President Kennedy was allegedly asked if he was a Turtle at a press conference, to which he replied, “I’ll buy you your drink later”.

References in Pop Culture

In the movie “Master of Disguise” starring Dana Carvey, he says in a scene, “Am I not turtley enough for the turtle club?”

In 1969, Dial Records released the 45 single “Are You A Turtle” by a rock/soul group fronted by Ben Thayer named The Brotherhood, which became a regional hit in the southeast. (Dial label number 4092.)

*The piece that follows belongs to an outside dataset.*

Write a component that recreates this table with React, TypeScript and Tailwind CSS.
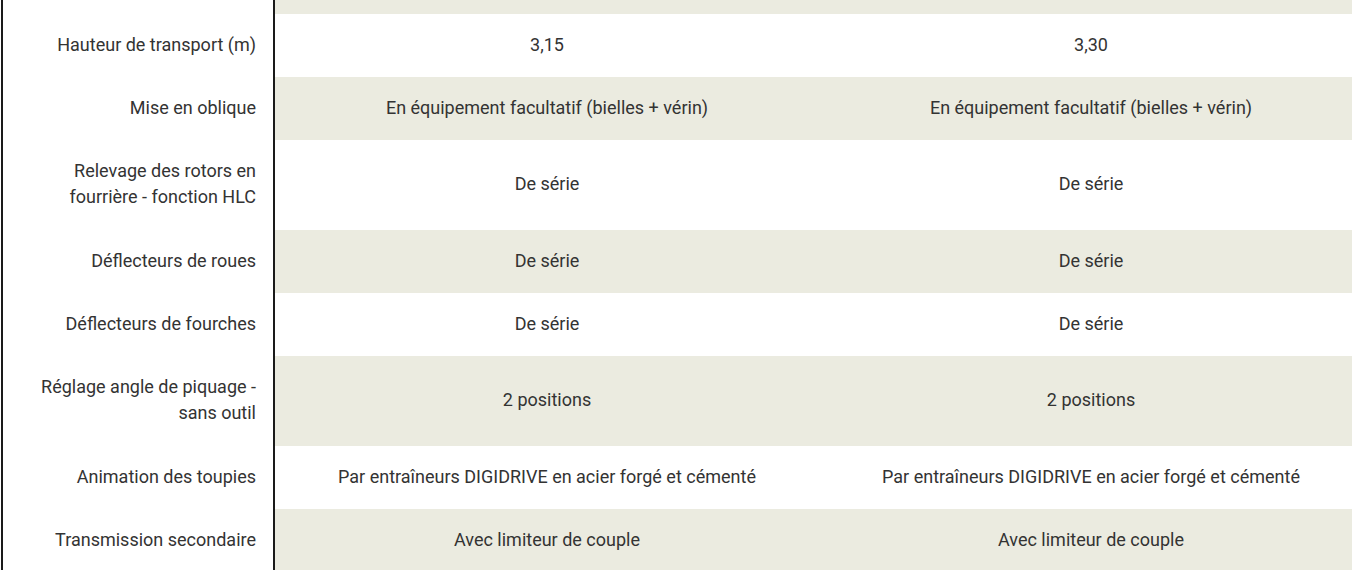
import React from 'react';

type Row = { label: string; a: string; b: string; tall?: boolean };

const rows: Row[] = [
  { label: 'Hauteur de transport (m)', a: '3,15', b: '3,30' },
  { label: 'Mise en oblique', a: 'En équipement facultatif (bielles + vérin)', b: 'En équipement facultatif (bielles + vérin)' },
  { label: 'Relevage des rotors en fourrière - fonction HLC', a: 'De série', b: 'De série', tall: true },
  { label: 'Déflecteurs de roues', a: 'De série', b: 'De série' },
  { label: 'Déflecteurs de fourches', a: 'De série', b: 'De série' },
  { label: 'Réglage angle de piquage - sans outil', a: '2 positions', b: '2 positions', tall: true },
  { label: 'Animation des toupies', a: 'Par entraîneurs DIGIDRIVE en acier forgé et cémenté', b: 'Par entraîneurs DIGIDRIVE en acier forgé et cémenté' },
  { label: 'Transmission secondaire', a: 'Avec limiteur de couple', b: 'Avec limiteur de couple' },
];

const SpecTable: React.FC = () => {
  return (
    <div className="w-[1352px] h-[570px] overflow-hidden bg-white">
      <div
        className="ml-[1px] w-[1362px] border-l-2 border-[#1a1a1a] text-[18px] leading-[26px] text-[#333333]"
        style={{ fontFamily: 'Roboto, "Liberation Sans", sans-serif' }}
      >
        <div className="grid grid-cols-[272px_544px_544px]">
          {/* bottom of the previous row, cut off at the top */}
          <div className="h-[14px] border-r-2 border-[#1a1a1a] bg-white" />
          <div className="h-[14px] bg-[#ebebe0]" />
          <div className="h-[14px] bg-[#ebebe0]" />

          {rows.map((row, i) => {
            const bg = i % 2 === 0 ? 'bg-white' : 'bg-[#ebebe0]';
            const h = row.tall ? 'h-[90px] pb-[2px]' : 'h-[63px] pb-[1px]';
            return (
              <React.Fragment key={row.label}>
                <div className={`flex items-center justify-end border-r-2 border-[#1a1a1a] bg-white px-[17px] text-right ${h}`}>
                  {row.label}
                </div>
                <div className={`flex items-center justify-center px-4 text-center ${h} ${bg}`}>{row.a}</div>
                <div className={`flex items-center justify-center px-4 text-center ${h} ${bg}`}>{row.b}</div>
              </React.Fragment>
            );
          })}
        </div>
      </div>
    </div>
  );
};

export default function App() {
  return <SpecTable />;
}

In “Timequake”, Kurt Vonnegut tells John Hickenlooper (son of one of Vonnegut’s fraternity brothers) of their asking for the password during “solumn and sacred occasion[s], such as the swearing in of new fraternity brothers.

Modern-Day Turtle Clubs

There are several groups that claim to be the “original” or “authentic” Turtles. Organization (or lack thereof) varies, but all demand the same answer to the question “Are you a Turtle?”, and share at least four “initiation questions” (with innocent answers). Some groups make a pastime of thinking up additional double-entendre questions. On college campuses, especially, being a Turtle is more of a tongue-in-cheek tradition than a serious organization

Some local and university turtle clubs have become active community service organizations that raise money to help children’s charities and other community groups.